Written request: Copy the data exactly; pictures stay out of the copy.

Data section:
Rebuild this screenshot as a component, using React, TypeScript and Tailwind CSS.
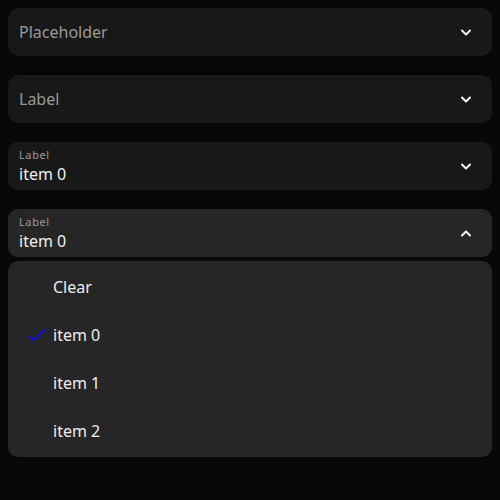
import * as React from "react";

const FONT = { fontFamily: '"Noto Sans", "DejaVu Sans", sans-serif' };

function Chevron({ up = false }: { up?: boolean }) {
  return (
    <svg width="10" height="7" viewBox="0 0 10 7" fill="none" className="shrink-0">
      <path
        d={up ? "M1 5.5 L5 1.5 L9 5.5" : "M1 1.5 L5 5.5 L9 1.5"}
        stroke="#f2f2f2"
        strokeWidth="2"
        strokeLinecap="round"
        strokeLinejoin="round"
      />
    </svg>
  );
}

function SelectField({
  label,
  value,
  placeholder,
  open = false,
}: {
  label?: string;
  value?: string;
  placeholder?: string;
  open?: boolean;
}) {
  return (
    <div
      className={
        "flex h-12 items-center rounded-[10px] pl-[11px] pr-[21px] " +
        (open ? "bg-[#262626]" : "bg-[#181818]")
      }
    >
      <div className="flex min-w-0 flex-1 flex-col justify-center">
        {value ? (
          <>
            <span className="text-[11px] leading-[13px] tracking-[0.6px] text-[#9a9a9a]">{label}</span>
            <span className="mt-[2px] text-[16px] leading-[22px] text-[#f0f0f0]">{value}</span>
          </>
        ) : (
          <span className="text-[16px] leading-[20px] text-[#9a9a9a]">{placeholder ?? label}</span>
        )}
      </div>
      <Chevron up={open} />
    </div>
  );
}

function MenuItem({ text, selected = false }: { text: string; selected?: boolean }) {
  return (
    <div className="flex h-12 items-center">
      <div className="flex w-[45px] justify-end pr-[6px]">
        {selected && (
          <svg width="20" height="16" viewBox="0 0 20 16" fill="none">
            <path d="M2 8.5 L7 13.5 L18 2.5" stroke="#1010e8" strokeWidth="1.8" />
          </svg>
        )}
      </div>
      <span className="text-[16px] leading-[20px] text-[#eeeeee]">{text}</span>
    </div>
  );
}

export default function App() {
  return (
    <div className="min-h-[500px] w-full bg-[#080808] p-2" style={FONT}>
      <div className="flex flex-col gap-[19px]">
        <SelectField placeholder="Placeholder" />
        <SelectField label="Label" />
        <SelectField label="Label" value="item 0" />
        <div className="flex flex-col gap-[4px]">
          <SelectField label="Label" value="item 0" open />
          <div className="flex flex-col rounded-[10px] bg-[#262626] py-[2px]">
            <MenuItem text="Clear" />
            <MenuItem text="item 0" selected />
            <MenuItem text="item 1" />
            <MenuItem text="item 2" />
          </div>
        </div>
      </div>
    </div>
  );
}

Full solution:
Rebuild this screenshot as a component, using React, TypeScript and Tailwind CSS.
import * as React from "react";

const FONT = { fontFamily: '"Noto Sans", "DejaVu Sans", sans-serif' };

function Chevron({ up = false }: { up?: boolean }) {
  return (
    <svg width="10" height="7" viewBox="0 0 10 7" fill="none" className="shrink-0">
      <path
        d={up ? "M1 5.5 L5 1.5 L9 5.5" : "M1 1.5 L5 5.5 L9 1.5"}
        stroke="#f2f2f2"
        strokeWidth="2"
        strokeLinecap="round"
        strokeLinejoin="round"
      />
    </svg>
  );
}

function SelectField({
  label,
  value,
  placeholder,
  open = false,
}: {
  label?: string;
  value?: string;
  placeholder?: string;
  open?: boolean;
}) {
  return (
    <div
      className={
        "flex h-12 items-center rounded-[10px] pl-[11px] pr-[21px] " +
        (open ? "bg-[#262626]" : "bg-[#181818]")
      }
    >
      <div className="flex min-w-0 flex-1 flex-col justify-center">
        {value ? (
          <>
            <span className="text-[11px] leading-[13px] tracking-[0.6px] text-[#9a9a9a]">{label}</span>
            <span className="mt-[2px] text-[16px] leading-[22px] text-[#f0f0f0]">{value}</span>
          </>
        ) : (
          <span className="text-[16px] leading-[20px] text-[#9a9a9a]">{placeholder ?? label}</span>
        )}
      </div>
      <Chevron up={open} />
    </div>
  );
}

function MenuItem({ text, selected = false }: { text: string; selected?: boolean }) {
  return (
    <div className="flex h-12 items-center">
      <div className="flex w-[45px] justify-end pr-[6px]">
        {selected && (
          <svg width="20" height="16" viewBox="0 0 20 16" fill="none">
            <path d="M2 8.5 L7 13.5 L18 2.5" stroke="#1010e8" strokeWidth="1.8" />
          </svg>
        )}
      </div>
      <span className="text-[16px] leading-[20px] text-[#eeeeee]">{text}</span>
    </div>
  );
}

export default function App() {
  return (
    <div className="min-h-[500px] w-full bg-[#080808] p-2" style={FONT}>
      <div className="flex flex-col gap-[19px]">
        <SelectField placeholder="Placeholder" />
        <SelectField label="Label" />
        <SelectField label="Label" value="item 0" />
        <div className="flex flex-col gap-[4px]">
          <SelectField label="Label" value="item 0" open />
          <div className="flex flex-col rounded-[10px] bg-[#262626] py-[2px]">
            <MenuItem text="Clear" />
            <MenuItem text="item 0" selected />
            <MenuItem text="item 1" />
            <MenuItem text="item 2" />
          </div>
        </div>
      </div>
    </div>
  );
}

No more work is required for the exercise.